For generative AI chatbot developers, this study identified several ways in which these tools could be more effective. First, better listening, including more hesitancy in offering advice, shorter responses and the ability to interrupt and be interrupted. Second, building the ability to lead the therapeutic process and proactively hold users accountable for change. A prerequisite for this is human-like memory, including the ability to build up a rich and complex model of the user over time. Third, richer, multimedia interfaces, for example by visualising the conversation as it unfolds, or with more immersion through virtual reality.
While only a few participants mentioned a need for greater accessibility, the well-educated, tech-savvy nature of our participant sample suggests that the benefits of this technology may not currently be connecting with the full population who need mental health support. One approach to address this could be to create solutions targeted at specific populations or conditions; another could be to find better ways to introduce users to the technology, for example, through the “digital navigator” roles proposed to connect users to DMHIs56,57. In any case, for these tools to remain available, there appears to be a need to develop sustainable business models. While some participants suggested they would be willing to pay for access to generative AI chatbots, research suggests most users would not58, and the path to health insurance funding is not easy59. To illustrate the challenge, Inflection, the company behind the Pi chatbot used by most of the participants in our study, pivoted in March 2024 from providing consumer emotional support services towards enterprise AI services, due to a lack of a business model, and despite USD 1.5 billion of investment60. Lessons learned from attempts to scale up DMHIs may offer insights here61,62,63,64,65.
Finally, for clinicians, our study found that for some participants, generative AI chatbots were a valuable tool to augment therapy.

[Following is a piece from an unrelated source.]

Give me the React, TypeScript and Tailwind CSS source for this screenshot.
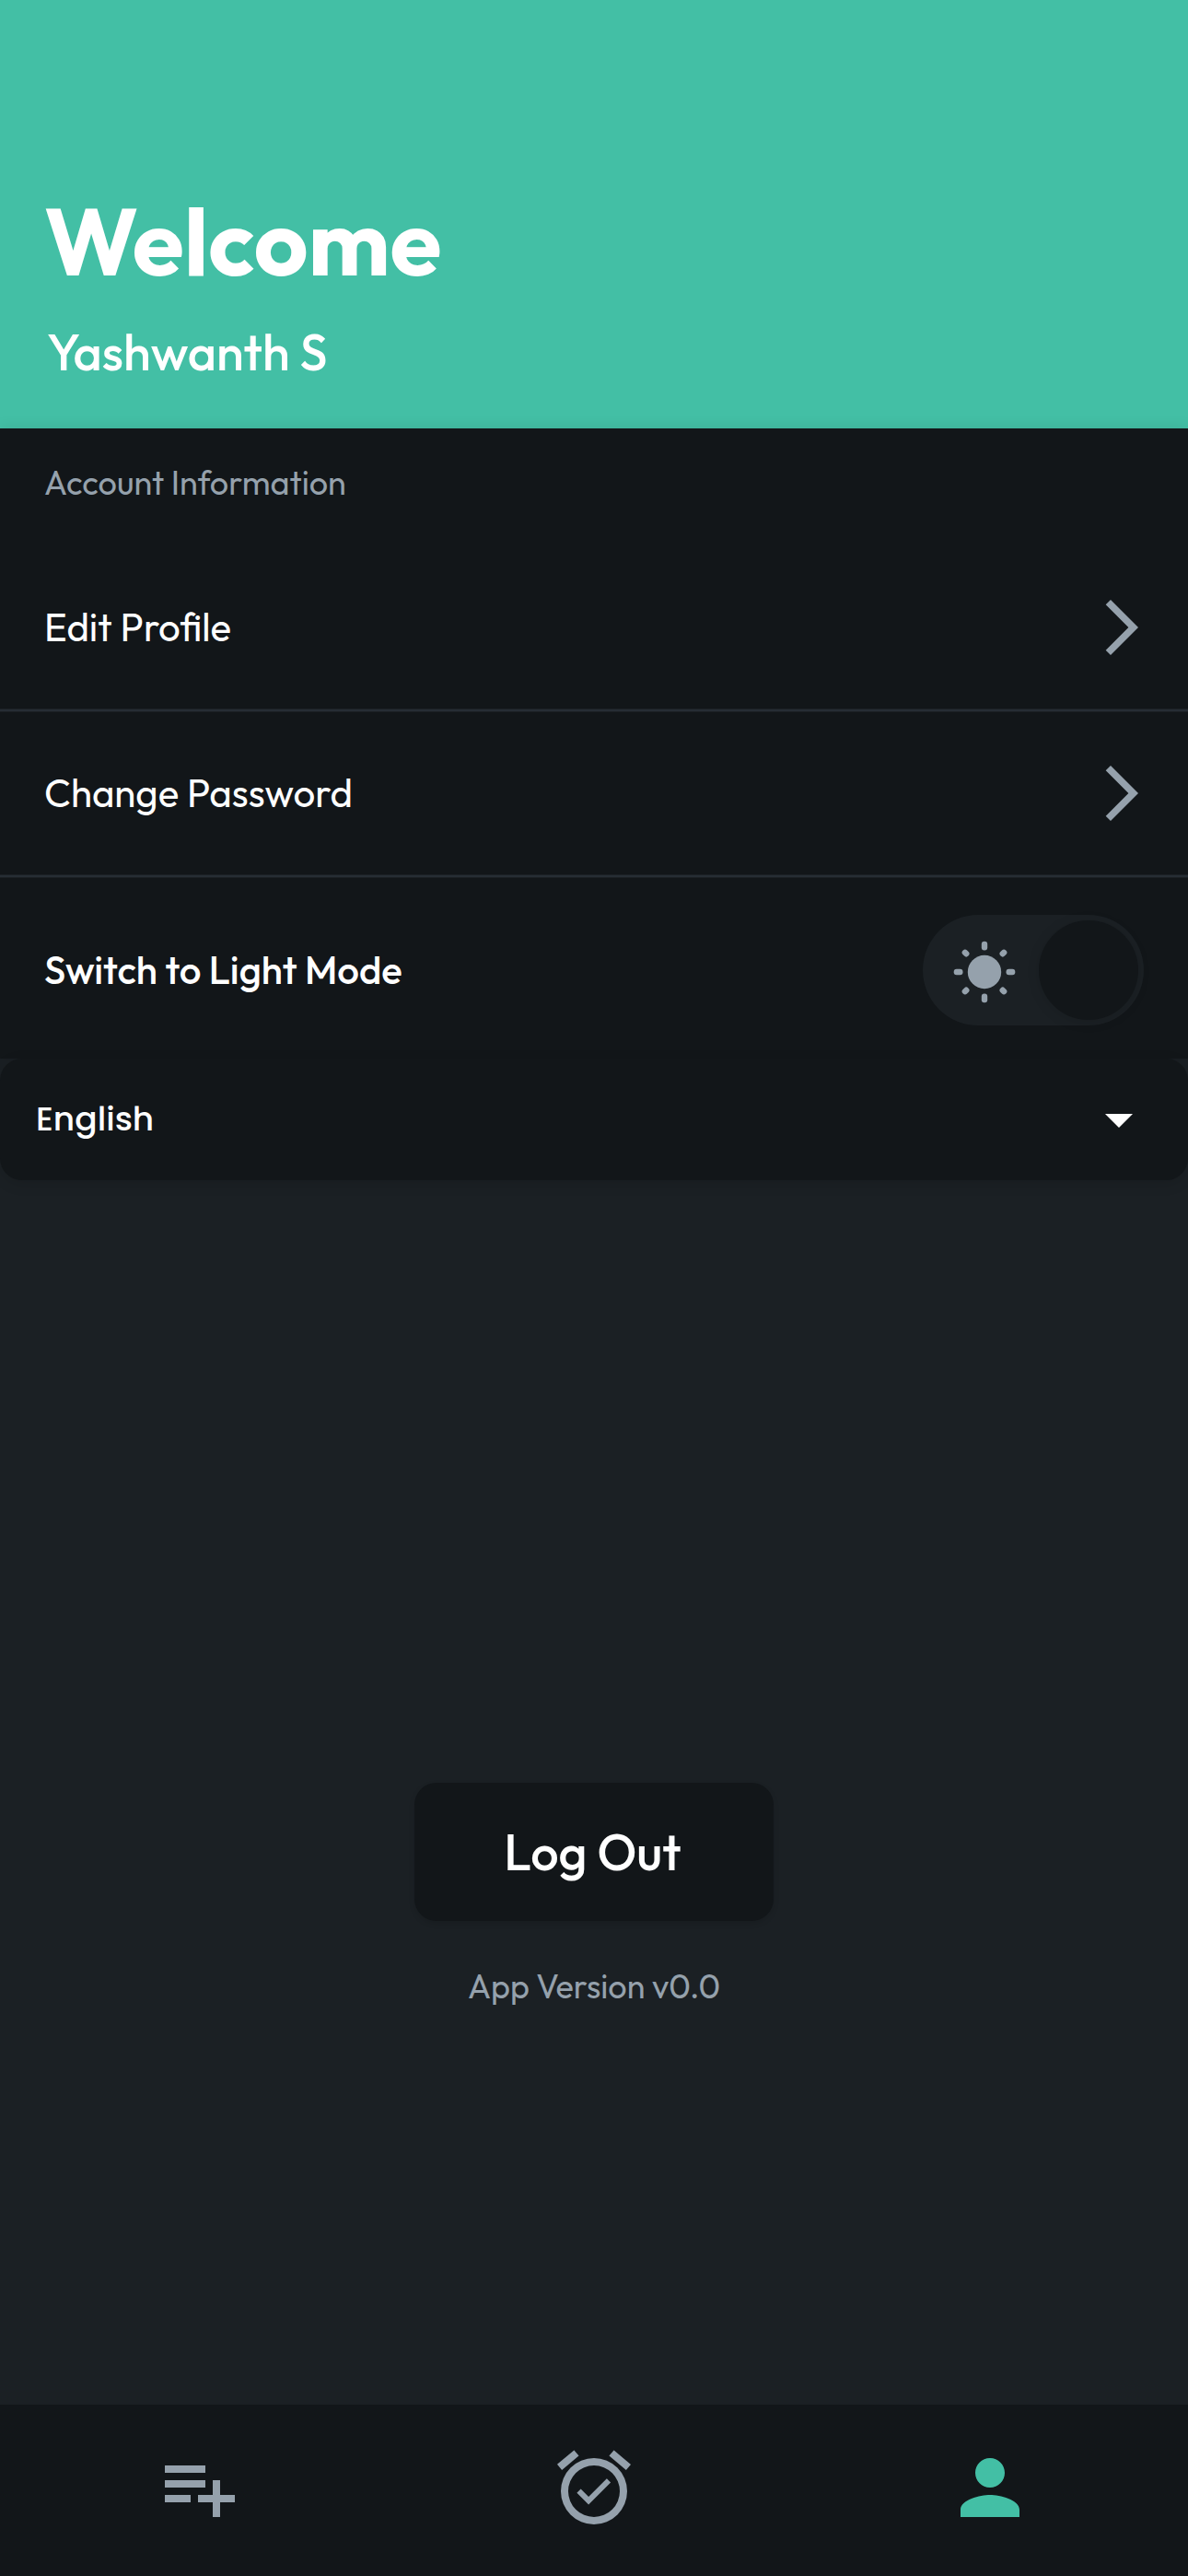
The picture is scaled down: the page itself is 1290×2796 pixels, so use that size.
import type { ReactNode } from "react";

function Chevron() {
  return (
    <svg viewBox="0 0 24 24" className="size-[72px] fill-[#95a1ac]">
      <path d="M6.23 20.23L8 22l10-10L8 2 6.23 3.77 14.46 12z" />
    </svg>
  );
}

function Sun() {
  return (
    <svg viewBox="-34 -34 68 68" className="mt-[3px] ml-[33px] size-[68px] fill-[#95a1ac]">
      <circle r="18.2" />
      {[0, 90, 180, 270].map((a) => (
        <rect key={a} x="-3.2" y="-33.3" width="6.4" height="9.8" rx="3" transform={`rotate(${a})`} />
      ))}
      {[45, 135, 225, 315].map((a) => (
        <rect key={a} x="-3.2" y="-33" width="6.4" height="8.2" rx="3" transform={`rotate(${a})`} />
      ))}
    </svg>
  );
}

function Divider() {
  return <div className="h-1 border-y border-[#1b2024] bg-[#262d34]" />;
}

function LinkRow({ children }: { children: ReactNode }) {
  return (
    <div className="flex h-[176px] items-center justify-between pr-9 pl-12 text-[42px]">
      <span>{children}</span>
      <Chevron />
    </div>
  );
}

function NavItem({ d, active = false }: { d: string; active?: boolean }) {
  return (
    <div className="flex flex-1 justify-center">
      <svg viewBox="0 0 24 24" className={active ? "size-24 fill-[#43bfa5]" : "size-24 fill-[#95a1ac]"}>
        <path d={d} />
      </svg>
    </div>
  );
}

export default function App() {
  return (
    <div className="flex h-[2796px] w-[1290px] flex-col overflow-hidden bg-[#1b2024] font-['Outfit','Lato',sans-serif] leading-[1.26] text-white">
      <header className="h-[465px] shrink-0 bg-[#43bfa5] pt-[198px] pl-12">
        <h1 className="text-[102px] leading-[128px] font-bold">Welcome</h1>
        <p className="mt-[22px] pl-[3px] text-[54px] font-medium">Yashwanth S</p>
      </header>

      <section className="shrink-0 bg-[#121619] shadow-[0_0_15px_rgba(0,0,0,0.1)]">
        <div className="h-32 pt-9 pl-12 text-4xl leading-[45px] text-[#95a1ac]">Account Information</div>
        <LinkRow>Edit Profile</LinkRow>
        <Divider />
        <LinkRow>Change Password</LinkRow>
        <Divider />
        <div className="flex h-[196px] justify-between px-12 pt-10">
          <span className="pt-[34px] text-[42px] font-medium">Switch to Light Mode</span>
          <div className="flex h-[120px] w-60 items-center justify-between rounded-full bg-[#1b2024] pr-1.5">
            <Sun />
            <div className="size-[108px] rounded-full bg-[#121619] shadow-[0_2px_14px_rgba(0,0,0,0.12)]" />
          </div>
        </div>
      </section>

      <div className="flex h-[132px] shrink-0 items-center justify-between rounded-3xl bg-[#121619] pr-[39px] pl-[39px] shadow-[0_4px_15px_rgba(0,0,0,0.12)]">
        <span className="font-['Poppins','Inter',sans-serif] text-4xl leading-[54px] font-medium">English</span>
        <svg viewBox="0 0 24 24" className="size-[72px] fill-white">
          <path d="M7 10l5 5 5-5z" />
        </svg>
      </div>

      <main className="flex flex-1 flex-col items-center pt-[654px]">
        <button className="h-[150px] w-[390px] rounded-3xl bg-[#121619] pr-[3px] text-[54px] font-medium shadow-[0_3px_6px_rgba(0,0,0,0.12)]">
          Log Out
        </button>
        <p className="mt-12 text-4xl leading-[45px] text-[#95a1ac]">App Version v0.0</p>
      </main>

      <nav className="flex h-[186px] shrink-0 bg-[#121619] pt-[42px]">
        <NavItem d="M14 10H3v2h11v-2zm0-4H3v2h11V6zm4 8v-4h-2v4h-4v2h4v4h2v-4h4v-2h-4zM3 16h7v-2H3v2z" />
        <NavItem d="M10.54 14.53L8.41 12.4l-1.06 1.06 3.18 3.18 6-6-1.06-1.06-4.93 4.95zM22 5.72l-4.6-3.86-1.29 1.53 4.6 3.86L22 5.72zM7.88 3.39L6.6 1.86 2 5.71l1.29 1.53 4.59-3.85zM12 4a9 9 0 1 0 0 18 9 9 0 0 0 0-18zm0 16a7 7 0 1 1 0-14 7 7 0 0 1 0 14z" />
        <NavItem active d="M12 12c2.21 0 4-1.79 4-4s-1.79-4-4-4-4 1.79-4 4 1.79 4 4 4zm0 2c-2.67 0-8 1.34-8 4v2h16v-2c0-2.66-5.33-4-8-4z" />
      </nav>
    </div>
  );
}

A recent survey showed clear reservations among therapists towards AI66. To avoid giving clients the impression that, as one participant put it, “my therapist is afraid of Pi,” we recommend clinicians build their awareness of the potential benefits and limitations of these tools, potentially by trying them out first hand, and consider discussing with patients if they are using them and motivations for such use.

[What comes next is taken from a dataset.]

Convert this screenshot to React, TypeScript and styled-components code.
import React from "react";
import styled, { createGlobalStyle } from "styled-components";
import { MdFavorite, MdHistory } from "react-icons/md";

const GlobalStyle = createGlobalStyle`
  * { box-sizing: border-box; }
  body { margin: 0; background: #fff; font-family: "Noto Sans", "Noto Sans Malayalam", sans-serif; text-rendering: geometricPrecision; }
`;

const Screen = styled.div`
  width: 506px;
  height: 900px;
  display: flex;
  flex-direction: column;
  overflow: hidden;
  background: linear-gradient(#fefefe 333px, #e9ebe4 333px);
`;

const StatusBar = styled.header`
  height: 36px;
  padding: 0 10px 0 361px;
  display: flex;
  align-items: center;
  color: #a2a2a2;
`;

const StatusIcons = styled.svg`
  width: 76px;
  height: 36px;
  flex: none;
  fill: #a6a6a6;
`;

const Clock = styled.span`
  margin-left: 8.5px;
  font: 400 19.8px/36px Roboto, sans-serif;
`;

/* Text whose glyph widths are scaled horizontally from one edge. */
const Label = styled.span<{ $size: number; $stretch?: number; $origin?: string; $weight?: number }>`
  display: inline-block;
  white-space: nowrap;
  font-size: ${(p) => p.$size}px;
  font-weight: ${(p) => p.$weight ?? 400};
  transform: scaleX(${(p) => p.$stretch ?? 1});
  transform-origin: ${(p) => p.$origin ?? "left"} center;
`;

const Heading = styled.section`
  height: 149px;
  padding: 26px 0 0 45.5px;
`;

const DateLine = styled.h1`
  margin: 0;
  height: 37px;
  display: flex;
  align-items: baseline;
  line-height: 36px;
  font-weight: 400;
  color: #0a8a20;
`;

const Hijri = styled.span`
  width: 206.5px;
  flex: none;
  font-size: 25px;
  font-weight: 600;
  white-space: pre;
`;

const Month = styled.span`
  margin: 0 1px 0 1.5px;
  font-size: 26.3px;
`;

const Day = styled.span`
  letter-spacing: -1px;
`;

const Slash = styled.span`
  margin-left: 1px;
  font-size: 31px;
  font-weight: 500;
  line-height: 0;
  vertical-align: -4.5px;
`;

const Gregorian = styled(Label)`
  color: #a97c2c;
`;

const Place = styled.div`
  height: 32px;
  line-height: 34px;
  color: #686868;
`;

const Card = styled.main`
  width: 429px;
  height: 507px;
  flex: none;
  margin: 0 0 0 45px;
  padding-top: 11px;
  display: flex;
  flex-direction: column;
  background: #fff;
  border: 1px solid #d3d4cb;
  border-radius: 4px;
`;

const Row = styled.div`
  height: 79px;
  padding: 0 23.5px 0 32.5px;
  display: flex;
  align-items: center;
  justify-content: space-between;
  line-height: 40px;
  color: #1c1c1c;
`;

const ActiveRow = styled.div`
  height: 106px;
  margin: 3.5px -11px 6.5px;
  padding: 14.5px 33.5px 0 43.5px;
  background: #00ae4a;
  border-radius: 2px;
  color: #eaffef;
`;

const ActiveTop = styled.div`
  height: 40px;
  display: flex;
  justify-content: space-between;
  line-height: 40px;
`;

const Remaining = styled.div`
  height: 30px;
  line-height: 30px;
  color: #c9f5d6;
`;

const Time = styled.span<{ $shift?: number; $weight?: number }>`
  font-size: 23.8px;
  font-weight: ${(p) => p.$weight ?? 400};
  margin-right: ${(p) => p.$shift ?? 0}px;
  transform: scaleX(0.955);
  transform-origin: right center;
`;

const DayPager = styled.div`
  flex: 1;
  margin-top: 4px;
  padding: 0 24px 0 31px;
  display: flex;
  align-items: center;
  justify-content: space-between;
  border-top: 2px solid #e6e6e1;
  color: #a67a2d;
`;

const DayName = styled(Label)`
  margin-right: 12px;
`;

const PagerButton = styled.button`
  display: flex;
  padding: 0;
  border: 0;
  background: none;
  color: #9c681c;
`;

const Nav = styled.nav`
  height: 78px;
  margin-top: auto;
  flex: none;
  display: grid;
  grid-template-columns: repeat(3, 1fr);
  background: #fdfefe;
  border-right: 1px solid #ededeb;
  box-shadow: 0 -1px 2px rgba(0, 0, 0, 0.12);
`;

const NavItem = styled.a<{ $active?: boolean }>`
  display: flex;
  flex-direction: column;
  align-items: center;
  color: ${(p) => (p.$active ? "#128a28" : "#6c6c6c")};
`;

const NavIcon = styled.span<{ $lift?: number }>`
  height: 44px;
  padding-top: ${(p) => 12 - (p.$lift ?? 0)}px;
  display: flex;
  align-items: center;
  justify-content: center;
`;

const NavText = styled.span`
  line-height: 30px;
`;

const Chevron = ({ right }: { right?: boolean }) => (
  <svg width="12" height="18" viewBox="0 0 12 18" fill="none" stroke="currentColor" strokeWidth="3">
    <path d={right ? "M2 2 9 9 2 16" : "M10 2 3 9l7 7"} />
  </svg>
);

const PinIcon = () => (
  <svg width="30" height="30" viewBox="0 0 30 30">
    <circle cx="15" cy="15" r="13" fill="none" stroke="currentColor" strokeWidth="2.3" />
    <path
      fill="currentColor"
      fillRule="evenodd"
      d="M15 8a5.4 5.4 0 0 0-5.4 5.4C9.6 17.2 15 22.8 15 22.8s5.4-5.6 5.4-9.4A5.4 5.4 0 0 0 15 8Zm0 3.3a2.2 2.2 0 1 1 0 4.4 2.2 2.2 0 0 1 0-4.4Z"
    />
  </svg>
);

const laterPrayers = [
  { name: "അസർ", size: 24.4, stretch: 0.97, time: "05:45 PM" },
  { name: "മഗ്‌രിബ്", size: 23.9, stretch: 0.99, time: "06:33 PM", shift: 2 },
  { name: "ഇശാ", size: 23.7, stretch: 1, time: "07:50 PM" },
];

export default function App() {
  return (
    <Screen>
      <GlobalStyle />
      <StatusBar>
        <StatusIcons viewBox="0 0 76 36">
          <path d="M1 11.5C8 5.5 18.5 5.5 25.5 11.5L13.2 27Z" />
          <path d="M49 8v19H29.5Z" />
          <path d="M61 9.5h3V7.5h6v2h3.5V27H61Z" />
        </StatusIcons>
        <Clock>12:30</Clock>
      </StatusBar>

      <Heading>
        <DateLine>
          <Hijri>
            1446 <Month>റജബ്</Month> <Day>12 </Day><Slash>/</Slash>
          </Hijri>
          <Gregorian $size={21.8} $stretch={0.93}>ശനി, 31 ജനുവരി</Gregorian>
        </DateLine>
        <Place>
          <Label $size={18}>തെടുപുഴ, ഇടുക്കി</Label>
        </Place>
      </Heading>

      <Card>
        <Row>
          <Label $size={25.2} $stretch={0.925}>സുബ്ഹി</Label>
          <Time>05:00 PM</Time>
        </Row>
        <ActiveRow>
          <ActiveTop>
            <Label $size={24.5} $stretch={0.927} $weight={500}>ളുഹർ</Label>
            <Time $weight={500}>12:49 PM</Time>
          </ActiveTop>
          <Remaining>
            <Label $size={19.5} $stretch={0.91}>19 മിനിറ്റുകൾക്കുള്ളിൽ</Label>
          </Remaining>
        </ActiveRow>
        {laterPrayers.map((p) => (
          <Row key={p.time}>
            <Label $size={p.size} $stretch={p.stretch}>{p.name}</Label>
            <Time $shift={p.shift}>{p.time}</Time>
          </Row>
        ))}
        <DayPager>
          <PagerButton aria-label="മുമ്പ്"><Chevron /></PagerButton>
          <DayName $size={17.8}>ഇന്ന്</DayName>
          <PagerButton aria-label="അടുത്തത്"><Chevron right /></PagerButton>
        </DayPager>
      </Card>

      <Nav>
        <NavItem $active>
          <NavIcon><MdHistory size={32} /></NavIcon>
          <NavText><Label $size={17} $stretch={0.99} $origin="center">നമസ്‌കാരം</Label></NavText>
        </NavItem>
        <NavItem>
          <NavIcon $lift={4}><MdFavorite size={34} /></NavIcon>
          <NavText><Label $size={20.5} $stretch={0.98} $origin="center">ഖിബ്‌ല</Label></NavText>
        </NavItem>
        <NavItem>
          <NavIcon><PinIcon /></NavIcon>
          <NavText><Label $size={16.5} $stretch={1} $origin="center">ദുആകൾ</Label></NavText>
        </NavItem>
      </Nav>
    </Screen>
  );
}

Our study has some limitations. While our convenience sampling strategy resulted in a diverse set of participants by country, age and gender, many populations and groups were not represented. Most of our participants lived in high-income countries, were tech-savvy and well-educated, and focused on milder forms of mental health conditions; and all had self-selected to participate, potentially introducing bias towards positive experiences. This study may miss important experiences from individuals where the mental health treatment gap is most urgent, and from individuals for whom the technology did not work.
As with all reflexive thematic analysis, there is a degree of subjectivity in how themes are developed, especially when conducted by a sole researcher (SS). However, this also affords a level of immersion in the data across themes and participants that can promote consistency and depth of analysis, with AC’s reviews of codes and themes helping to ensure rigour and validity.
In conclusion, generative AI chatbots show potential to provide meaningful mental health support, with participants reporting high engagement, positive impacts, and novel experiences in comparison with existing DMHIs. Further research is needed to explore their effectiveness and to find a more nuanced approach to safety, while developers should focus on improving guardrails, listening skills, memory, and therapeutic guidance. If these challenges can be addressed, generative AI chatbots could become a scalable part of the solution to the mental health treatment gap.